Pages as source code:
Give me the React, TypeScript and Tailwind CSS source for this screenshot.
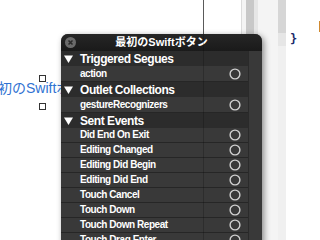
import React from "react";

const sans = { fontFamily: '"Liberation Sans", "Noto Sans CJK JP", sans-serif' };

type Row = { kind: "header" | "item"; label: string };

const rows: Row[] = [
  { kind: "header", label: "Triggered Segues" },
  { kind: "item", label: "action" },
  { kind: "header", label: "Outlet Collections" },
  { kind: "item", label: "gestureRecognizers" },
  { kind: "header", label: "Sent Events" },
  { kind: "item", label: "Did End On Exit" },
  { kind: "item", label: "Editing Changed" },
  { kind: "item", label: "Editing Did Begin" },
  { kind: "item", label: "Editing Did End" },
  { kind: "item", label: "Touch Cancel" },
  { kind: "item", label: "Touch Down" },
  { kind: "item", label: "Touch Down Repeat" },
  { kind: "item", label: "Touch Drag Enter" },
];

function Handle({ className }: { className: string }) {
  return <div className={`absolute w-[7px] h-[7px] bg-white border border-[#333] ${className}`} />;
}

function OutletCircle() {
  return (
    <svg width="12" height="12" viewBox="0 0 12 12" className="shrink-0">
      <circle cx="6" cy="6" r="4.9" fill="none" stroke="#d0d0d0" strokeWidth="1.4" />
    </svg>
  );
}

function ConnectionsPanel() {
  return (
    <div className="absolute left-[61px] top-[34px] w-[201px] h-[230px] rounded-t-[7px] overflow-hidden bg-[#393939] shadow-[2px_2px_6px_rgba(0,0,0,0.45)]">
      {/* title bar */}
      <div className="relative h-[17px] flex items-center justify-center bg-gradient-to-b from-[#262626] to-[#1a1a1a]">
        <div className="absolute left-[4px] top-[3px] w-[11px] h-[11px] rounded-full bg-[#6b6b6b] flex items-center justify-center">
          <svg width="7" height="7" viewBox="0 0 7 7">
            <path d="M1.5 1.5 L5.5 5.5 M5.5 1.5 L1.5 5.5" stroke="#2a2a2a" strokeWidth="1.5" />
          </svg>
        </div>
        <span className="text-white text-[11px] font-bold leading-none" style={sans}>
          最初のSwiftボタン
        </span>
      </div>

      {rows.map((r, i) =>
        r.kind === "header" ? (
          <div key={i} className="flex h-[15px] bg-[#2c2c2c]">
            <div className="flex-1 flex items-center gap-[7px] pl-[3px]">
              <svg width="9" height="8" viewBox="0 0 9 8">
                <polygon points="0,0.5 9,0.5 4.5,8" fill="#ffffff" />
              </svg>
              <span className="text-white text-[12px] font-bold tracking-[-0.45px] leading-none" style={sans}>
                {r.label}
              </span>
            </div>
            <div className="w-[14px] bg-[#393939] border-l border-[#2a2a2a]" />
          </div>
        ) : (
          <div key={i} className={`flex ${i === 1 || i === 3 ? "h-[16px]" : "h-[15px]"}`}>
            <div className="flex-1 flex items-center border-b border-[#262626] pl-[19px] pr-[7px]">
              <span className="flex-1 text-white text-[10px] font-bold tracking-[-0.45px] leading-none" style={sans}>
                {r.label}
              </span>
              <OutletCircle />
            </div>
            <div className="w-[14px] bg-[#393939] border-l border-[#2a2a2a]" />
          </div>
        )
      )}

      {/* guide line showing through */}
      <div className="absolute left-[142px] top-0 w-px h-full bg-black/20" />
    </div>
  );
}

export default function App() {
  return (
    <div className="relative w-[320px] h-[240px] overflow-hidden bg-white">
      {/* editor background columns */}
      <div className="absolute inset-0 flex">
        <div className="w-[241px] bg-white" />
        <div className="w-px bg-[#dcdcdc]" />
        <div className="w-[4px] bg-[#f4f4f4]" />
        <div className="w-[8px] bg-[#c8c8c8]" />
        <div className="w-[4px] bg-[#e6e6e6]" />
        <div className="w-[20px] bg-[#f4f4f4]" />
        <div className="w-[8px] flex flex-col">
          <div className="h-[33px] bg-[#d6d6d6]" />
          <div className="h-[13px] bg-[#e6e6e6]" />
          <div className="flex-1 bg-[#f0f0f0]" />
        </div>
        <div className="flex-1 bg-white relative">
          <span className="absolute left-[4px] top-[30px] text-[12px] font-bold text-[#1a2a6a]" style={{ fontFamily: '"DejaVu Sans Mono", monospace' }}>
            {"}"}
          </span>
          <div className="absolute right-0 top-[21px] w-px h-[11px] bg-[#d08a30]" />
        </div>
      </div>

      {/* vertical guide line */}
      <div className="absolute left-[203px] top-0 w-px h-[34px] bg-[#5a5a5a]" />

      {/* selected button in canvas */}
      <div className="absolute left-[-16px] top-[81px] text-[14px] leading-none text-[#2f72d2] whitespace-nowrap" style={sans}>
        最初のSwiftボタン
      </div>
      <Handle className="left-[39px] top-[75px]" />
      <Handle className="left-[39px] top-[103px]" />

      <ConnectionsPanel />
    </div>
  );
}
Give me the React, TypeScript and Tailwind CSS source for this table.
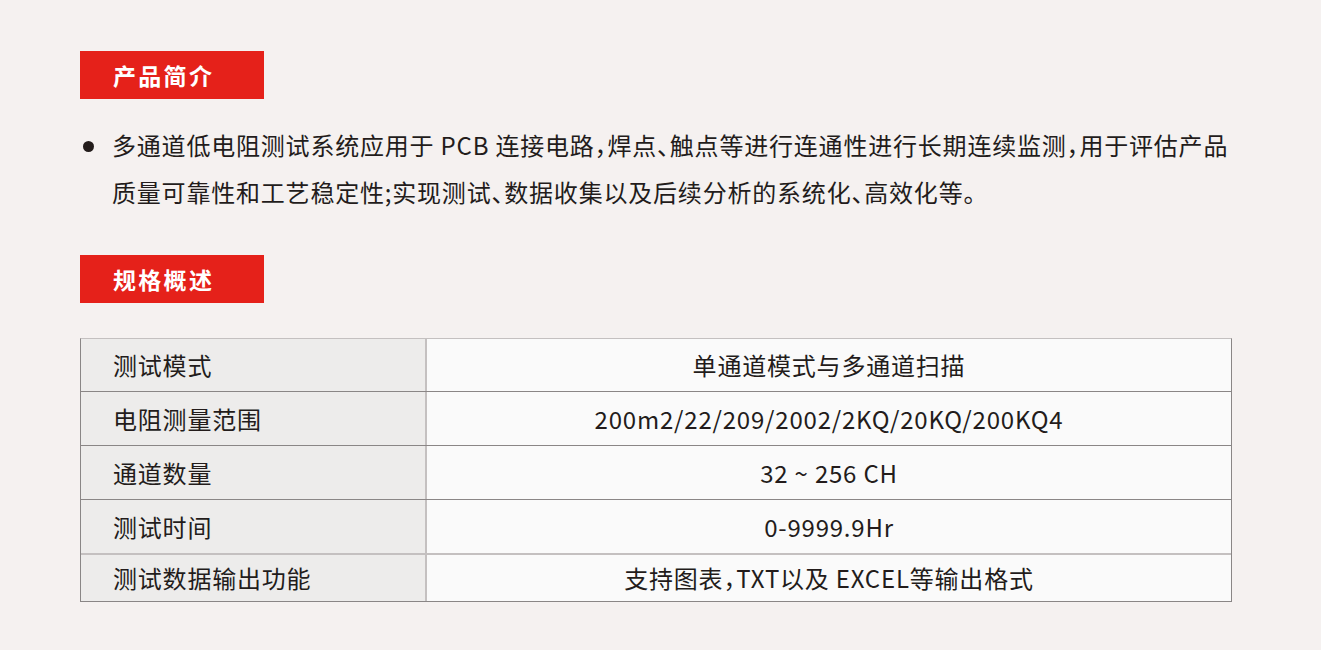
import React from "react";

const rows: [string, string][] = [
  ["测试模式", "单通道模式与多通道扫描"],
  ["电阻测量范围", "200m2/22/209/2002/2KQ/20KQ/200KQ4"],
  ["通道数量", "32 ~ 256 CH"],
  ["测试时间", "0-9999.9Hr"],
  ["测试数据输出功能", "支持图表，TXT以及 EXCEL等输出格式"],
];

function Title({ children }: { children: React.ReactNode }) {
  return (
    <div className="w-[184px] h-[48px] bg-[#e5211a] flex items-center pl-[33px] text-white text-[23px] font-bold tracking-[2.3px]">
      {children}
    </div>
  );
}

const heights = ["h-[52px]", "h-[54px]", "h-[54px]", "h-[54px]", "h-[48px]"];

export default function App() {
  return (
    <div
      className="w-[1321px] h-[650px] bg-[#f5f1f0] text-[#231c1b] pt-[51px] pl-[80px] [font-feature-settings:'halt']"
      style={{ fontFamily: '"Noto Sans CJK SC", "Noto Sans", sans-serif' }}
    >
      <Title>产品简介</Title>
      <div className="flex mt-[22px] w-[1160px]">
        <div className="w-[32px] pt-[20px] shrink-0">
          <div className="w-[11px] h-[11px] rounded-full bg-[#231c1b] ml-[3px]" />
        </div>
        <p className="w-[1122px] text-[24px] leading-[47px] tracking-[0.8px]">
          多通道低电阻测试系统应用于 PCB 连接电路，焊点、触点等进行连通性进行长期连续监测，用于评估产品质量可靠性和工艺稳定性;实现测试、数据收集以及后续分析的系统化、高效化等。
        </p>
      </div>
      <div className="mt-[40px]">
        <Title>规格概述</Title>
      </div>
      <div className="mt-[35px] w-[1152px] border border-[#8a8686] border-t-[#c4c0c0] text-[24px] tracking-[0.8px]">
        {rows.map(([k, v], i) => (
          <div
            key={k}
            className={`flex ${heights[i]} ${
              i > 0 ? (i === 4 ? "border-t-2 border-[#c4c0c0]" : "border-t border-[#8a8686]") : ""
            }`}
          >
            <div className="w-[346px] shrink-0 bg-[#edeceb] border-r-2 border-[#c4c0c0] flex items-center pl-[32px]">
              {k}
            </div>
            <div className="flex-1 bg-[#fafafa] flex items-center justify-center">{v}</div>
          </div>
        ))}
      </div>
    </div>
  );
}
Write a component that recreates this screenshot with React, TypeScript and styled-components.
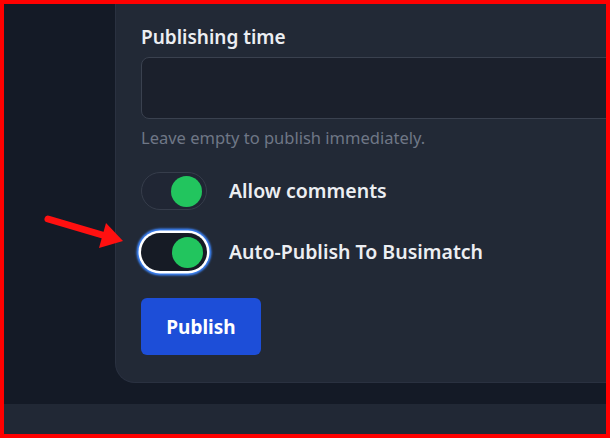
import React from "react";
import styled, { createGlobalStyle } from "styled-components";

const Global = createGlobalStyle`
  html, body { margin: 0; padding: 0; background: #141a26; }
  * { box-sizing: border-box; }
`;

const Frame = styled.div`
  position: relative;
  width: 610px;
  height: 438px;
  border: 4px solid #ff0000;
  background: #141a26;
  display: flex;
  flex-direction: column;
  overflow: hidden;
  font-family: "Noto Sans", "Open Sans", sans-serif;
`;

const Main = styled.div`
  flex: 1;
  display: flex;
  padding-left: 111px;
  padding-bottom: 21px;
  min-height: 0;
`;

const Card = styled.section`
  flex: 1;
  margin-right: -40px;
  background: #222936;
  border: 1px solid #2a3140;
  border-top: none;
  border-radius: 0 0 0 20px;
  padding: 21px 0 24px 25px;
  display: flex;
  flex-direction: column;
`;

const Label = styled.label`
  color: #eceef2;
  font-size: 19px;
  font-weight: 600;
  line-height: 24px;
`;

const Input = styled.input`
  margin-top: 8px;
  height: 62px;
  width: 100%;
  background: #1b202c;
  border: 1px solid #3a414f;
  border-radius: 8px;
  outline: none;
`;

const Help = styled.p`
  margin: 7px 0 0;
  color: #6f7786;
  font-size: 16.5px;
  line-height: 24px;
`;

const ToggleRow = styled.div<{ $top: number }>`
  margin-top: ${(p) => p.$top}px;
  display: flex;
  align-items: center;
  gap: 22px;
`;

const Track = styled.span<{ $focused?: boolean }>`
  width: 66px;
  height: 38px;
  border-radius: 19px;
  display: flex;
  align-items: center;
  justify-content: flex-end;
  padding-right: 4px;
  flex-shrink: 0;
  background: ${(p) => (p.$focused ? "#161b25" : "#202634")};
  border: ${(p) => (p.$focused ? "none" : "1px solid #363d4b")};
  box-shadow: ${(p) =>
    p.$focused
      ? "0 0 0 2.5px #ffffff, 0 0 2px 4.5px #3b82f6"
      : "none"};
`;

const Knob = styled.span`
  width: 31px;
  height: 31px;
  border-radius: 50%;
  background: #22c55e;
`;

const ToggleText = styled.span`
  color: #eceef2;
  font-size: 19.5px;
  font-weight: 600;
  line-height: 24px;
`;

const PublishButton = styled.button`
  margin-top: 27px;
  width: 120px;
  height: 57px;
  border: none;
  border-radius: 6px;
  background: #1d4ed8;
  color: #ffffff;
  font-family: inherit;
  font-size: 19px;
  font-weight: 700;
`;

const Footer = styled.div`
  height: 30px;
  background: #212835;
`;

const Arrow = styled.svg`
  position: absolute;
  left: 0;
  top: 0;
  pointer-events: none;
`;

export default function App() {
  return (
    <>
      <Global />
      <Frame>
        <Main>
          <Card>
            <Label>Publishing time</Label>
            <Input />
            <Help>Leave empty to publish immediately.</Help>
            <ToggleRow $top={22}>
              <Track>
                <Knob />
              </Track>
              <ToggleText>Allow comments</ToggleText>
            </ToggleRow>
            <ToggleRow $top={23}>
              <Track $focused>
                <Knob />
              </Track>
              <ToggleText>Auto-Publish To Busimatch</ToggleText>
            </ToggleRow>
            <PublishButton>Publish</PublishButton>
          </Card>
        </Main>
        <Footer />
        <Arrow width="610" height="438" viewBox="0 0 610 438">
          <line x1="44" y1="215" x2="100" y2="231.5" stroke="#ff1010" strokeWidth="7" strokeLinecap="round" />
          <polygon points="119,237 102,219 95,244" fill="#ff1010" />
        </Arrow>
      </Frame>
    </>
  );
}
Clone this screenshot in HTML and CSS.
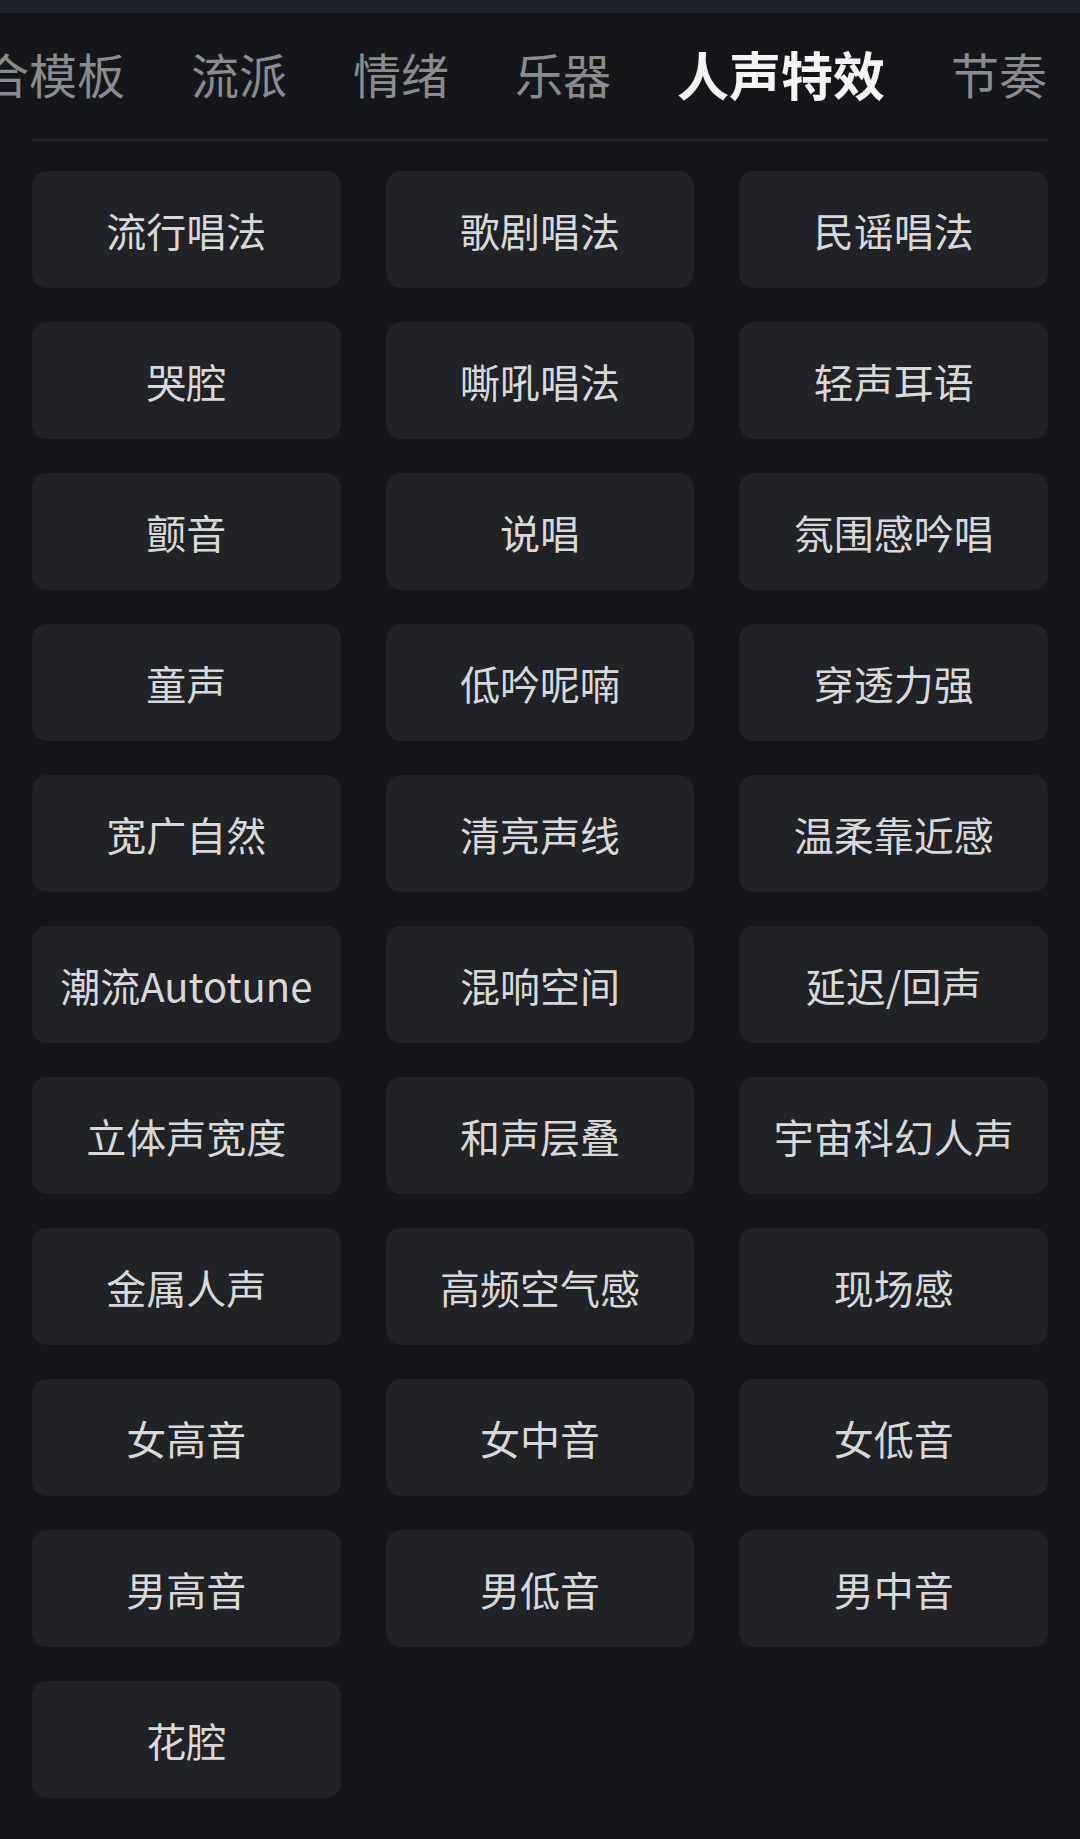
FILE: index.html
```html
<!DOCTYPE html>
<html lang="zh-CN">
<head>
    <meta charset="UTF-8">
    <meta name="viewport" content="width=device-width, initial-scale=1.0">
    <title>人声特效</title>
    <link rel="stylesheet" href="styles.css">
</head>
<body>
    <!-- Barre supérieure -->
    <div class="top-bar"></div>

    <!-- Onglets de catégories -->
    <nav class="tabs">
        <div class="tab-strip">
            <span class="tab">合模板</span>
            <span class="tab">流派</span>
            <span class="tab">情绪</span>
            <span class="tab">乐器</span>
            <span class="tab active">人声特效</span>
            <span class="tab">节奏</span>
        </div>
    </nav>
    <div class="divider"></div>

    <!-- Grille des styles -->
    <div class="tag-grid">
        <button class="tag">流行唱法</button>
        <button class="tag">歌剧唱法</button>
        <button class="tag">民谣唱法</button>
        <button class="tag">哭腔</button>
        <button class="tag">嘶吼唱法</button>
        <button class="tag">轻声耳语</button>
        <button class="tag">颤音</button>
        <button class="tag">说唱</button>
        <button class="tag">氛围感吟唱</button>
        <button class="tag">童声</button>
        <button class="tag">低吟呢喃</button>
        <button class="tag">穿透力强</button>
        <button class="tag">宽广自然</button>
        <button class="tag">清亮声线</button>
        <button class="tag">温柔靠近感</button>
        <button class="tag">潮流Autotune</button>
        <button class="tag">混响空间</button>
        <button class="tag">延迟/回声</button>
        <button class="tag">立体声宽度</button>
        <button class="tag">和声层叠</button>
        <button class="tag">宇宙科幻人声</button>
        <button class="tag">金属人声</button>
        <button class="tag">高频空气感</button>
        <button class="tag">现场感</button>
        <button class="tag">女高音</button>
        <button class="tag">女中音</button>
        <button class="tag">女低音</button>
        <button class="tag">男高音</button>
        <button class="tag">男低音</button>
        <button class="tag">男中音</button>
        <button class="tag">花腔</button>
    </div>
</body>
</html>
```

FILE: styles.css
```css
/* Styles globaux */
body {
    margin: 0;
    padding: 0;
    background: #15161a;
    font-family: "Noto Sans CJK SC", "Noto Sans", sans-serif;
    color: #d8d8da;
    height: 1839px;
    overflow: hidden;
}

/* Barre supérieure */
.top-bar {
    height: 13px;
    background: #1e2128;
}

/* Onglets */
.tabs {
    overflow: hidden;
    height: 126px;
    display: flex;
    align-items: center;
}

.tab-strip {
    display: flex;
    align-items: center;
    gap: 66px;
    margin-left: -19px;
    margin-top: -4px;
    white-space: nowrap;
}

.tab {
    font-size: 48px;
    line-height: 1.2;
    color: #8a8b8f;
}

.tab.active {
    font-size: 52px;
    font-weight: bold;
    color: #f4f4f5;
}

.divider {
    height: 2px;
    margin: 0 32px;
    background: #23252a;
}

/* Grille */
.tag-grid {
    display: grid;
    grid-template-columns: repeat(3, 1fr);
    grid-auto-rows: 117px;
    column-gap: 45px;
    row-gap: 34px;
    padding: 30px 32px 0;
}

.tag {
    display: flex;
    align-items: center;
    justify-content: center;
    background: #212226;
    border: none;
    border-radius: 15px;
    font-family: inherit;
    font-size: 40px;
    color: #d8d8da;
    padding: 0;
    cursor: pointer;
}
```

** TASK GOAL **
Pull out every line holding "this" from the records above, and copy it.

** FINAL RESULT **
Give me the React, TypeScript and Tailwind CSS source for this screenshot.
Give me the React, TypeScript and Tailwind CSS source for this table.
Write a component that recreates this screenshot with React, TypeScript and styled-components.
Clone this screenshot in HTML and CSS.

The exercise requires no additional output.